*WRITTEN PROBLEM*:
Return all lines that include the string "this".

*DATA SUPPLIED*:
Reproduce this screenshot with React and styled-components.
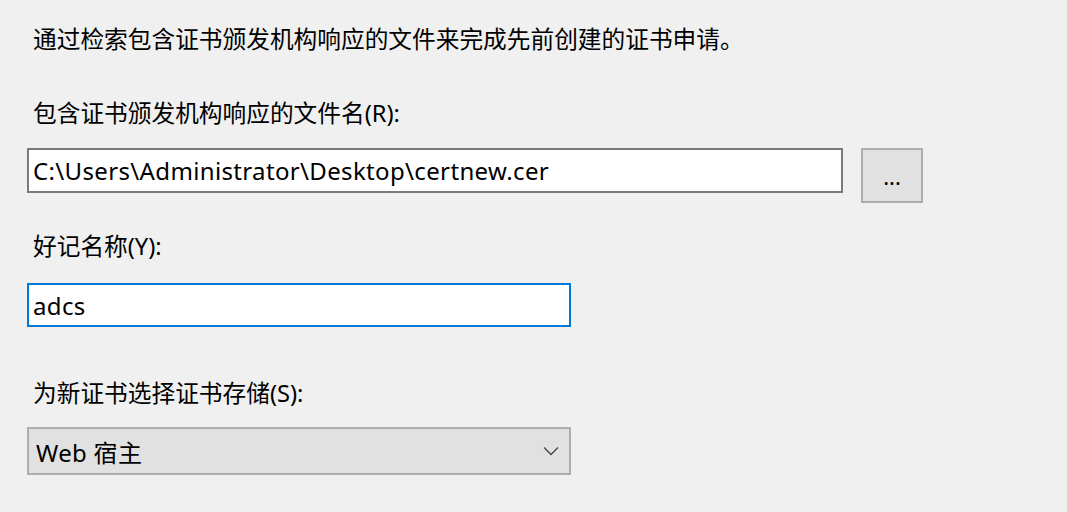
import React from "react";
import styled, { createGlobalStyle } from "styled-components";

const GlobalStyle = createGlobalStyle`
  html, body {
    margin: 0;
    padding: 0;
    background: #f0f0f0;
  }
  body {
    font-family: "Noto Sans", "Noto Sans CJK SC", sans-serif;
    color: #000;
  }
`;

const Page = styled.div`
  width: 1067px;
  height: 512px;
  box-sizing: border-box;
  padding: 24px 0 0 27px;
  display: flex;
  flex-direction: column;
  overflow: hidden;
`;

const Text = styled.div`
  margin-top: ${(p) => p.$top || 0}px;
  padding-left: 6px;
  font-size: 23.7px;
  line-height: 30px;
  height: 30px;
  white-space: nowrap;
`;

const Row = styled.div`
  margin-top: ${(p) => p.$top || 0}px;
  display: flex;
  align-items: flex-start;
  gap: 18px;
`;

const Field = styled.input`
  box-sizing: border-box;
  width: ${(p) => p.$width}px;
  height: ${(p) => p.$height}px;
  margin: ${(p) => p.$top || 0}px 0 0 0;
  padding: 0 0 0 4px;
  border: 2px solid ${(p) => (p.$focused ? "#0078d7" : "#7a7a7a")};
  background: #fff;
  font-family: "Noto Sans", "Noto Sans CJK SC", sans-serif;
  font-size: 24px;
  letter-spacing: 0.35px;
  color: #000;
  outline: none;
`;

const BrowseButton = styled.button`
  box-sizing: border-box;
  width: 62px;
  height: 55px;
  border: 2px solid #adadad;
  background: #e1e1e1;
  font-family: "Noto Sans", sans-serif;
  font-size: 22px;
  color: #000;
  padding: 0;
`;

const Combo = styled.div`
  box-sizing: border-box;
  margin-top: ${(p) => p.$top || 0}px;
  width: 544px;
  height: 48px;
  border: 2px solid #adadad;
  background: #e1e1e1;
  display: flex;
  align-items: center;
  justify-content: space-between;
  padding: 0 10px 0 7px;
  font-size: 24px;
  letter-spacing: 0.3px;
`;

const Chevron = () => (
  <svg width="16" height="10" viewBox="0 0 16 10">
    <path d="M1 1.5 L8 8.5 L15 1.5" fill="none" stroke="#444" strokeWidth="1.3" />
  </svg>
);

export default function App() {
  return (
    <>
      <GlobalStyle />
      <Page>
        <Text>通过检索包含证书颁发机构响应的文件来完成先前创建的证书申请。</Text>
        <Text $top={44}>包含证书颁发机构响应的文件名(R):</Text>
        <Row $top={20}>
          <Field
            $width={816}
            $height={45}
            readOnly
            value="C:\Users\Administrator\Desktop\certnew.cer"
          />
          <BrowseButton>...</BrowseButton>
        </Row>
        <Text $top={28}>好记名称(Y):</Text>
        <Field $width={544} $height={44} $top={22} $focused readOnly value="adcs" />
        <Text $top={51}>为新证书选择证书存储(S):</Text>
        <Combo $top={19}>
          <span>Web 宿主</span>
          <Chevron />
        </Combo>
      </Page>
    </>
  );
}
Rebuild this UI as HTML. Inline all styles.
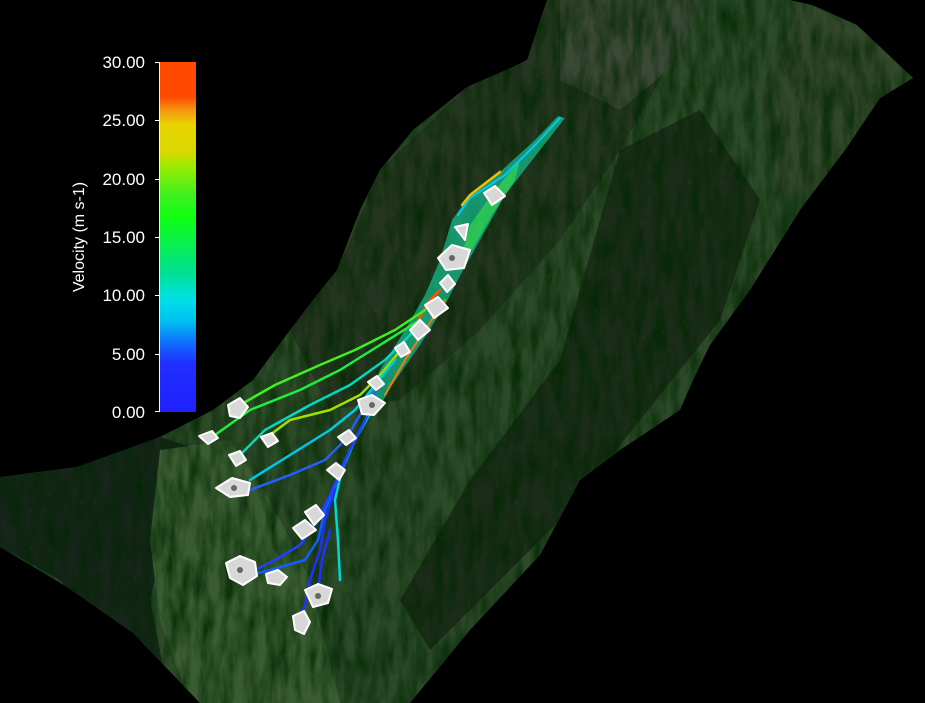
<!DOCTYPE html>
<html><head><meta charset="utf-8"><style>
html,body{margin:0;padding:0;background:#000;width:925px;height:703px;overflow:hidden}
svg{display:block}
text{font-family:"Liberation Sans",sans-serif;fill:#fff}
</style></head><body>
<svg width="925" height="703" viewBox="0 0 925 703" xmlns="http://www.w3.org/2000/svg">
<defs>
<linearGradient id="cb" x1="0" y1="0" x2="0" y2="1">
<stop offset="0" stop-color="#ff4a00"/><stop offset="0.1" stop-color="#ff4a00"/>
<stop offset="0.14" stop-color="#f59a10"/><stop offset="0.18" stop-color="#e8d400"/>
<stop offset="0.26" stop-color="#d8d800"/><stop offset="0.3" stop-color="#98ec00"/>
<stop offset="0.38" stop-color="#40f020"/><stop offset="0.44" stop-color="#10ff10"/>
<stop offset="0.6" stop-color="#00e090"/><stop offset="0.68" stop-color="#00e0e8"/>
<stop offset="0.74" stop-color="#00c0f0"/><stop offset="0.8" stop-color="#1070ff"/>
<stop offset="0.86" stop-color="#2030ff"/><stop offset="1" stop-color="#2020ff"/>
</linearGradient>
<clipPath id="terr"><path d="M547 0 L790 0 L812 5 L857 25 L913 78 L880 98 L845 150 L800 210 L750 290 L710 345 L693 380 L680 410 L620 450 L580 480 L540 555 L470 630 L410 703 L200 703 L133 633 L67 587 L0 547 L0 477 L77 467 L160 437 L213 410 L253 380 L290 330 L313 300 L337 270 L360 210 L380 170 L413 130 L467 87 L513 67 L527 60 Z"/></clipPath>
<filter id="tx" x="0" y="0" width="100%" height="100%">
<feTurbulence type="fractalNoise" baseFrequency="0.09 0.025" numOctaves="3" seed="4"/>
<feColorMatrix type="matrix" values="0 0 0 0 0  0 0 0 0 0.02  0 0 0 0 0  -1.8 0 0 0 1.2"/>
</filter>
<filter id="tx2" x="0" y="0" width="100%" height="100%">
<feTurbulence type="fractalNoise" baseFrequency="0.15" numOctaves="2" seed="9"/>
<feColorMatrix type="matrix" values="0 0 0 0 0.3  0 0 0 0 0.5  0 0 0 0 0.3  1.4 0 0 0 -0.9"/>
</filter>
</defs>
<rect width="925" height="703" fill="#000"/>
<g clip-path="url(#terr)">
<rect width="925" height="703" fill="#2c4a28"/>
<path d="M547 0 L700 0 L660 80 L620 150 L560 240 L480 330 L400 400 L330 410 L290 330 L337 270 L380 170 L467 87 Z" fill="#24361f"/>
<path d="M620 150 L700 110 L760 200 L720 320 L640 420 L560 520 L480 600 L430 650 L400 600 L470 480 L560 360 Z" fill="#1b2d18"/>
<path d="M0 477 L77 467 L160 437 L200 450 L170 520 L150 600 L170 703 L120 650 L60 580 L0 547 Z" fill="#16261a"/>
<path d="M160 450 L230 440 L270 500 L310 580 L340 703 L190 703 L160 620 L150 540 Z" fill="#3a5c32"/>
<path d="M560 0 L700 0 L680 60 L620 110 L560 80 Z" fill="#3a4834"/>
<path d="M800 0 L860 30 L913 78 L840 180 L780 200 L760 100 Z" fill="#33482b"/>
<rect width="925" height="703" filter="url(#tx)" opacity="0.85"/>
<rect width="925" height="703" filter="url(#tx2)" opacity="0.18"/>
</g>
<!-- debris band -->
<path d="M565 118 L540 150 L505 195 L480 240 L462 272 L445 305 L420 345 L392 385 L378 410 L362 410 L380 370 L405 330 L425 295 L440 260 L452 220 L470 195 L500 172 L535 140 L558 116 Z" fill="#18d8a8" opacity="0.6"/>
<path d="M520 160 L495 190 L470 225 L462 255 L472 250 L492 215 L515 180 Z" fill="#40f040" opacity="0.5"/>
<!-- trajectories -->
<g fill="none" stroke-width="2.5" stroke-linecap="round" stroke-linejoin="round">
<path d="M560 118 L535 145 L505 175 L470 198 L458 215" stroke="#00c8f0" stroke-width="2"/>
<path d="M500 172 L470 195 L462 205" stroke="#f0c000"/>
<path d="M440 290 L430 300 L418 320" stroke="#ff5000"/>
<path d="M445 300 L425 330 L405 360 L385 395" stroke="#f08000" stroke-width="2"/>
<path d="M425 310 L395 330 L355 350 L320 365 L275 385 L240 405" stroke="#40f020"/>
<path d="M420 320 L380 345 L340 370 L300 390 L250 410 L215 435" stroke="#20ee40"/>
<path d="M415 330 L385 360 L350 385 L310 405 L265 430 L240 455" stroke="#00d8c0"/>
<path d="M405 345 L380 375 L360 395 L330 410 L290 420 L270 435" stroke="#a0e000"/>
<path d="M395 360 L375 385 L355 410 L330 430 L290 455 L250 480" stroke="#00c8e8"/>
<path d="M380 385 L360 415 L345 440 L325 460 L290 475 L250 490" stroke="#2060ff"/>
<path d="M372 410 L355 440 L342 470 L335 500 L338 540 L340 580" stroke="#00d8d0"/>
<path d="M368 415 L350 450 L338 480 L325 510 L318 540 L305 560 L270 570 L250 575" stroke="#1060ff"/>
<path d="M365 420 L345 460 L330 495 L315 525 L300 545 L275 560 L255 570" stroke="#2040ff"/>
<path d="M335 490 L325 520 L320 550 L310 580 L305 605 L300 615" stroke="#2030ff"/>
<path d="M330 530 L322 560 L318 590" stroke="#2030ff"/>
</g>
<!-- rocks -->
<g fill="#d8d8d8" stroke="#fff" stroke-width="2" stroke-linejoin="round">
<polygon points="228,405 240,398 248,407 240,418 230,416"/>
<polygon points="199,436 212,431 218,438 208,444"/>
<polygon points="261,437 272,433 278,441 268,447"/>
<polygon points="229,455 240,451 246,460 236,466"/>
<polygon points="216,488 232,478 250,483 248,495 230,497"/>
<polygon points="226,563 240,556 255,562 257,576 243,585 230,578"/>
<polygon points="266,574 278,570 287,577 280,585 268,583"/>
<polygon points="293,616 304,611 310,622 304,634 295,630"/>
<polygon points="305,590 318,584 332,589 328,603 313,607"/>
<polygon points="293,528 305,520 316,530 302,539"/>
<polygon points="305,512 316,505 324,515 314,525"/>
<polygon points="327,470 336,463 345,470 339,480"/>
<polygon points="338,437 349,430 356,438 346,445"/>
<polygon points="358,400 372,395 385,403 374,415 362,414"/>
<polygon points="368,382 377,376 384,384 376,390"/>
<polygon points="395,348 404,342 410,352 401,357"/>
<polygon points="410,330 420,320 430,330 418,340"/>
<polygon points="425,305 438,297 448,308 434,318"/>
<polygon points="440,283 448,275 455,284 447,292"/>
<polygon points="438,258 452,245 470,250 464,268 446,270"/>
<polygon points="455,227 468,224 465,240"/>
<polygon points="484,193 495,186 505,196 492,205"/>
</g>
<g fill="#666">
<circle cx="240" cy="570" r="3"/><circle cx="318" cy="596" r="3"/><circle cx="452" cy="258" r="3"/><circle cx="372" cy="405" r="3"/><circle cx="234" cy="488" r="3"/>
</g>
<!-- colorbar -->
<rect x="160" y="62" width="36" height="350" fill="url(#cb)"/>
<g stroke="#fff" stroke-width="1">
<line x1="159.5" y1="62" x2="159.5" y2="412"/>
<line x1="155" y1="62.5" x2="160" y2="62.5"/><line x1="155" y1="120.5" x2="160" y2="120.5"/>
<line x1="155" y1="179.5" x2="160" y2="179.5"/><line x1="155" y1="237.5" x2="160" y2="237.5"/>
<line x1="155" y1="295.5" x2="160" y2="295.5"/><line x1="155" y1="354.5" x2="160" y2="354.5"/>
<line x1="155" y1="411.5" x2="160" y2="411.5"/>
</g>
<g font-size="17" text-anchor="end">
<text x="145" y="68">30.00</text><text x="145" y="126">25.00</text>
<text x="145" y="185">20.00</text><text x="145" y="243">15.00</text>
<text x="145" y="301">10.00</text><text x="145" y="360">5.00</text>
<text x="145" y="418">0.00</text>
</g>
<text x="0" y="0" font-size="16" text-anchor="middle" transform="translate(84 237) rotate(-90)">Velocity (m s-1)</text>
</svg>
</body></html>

*TASK ANSWER*:
Reproduce this screenshot with React and styled-components.
Rebuild this UI as HTML. Inline all styles.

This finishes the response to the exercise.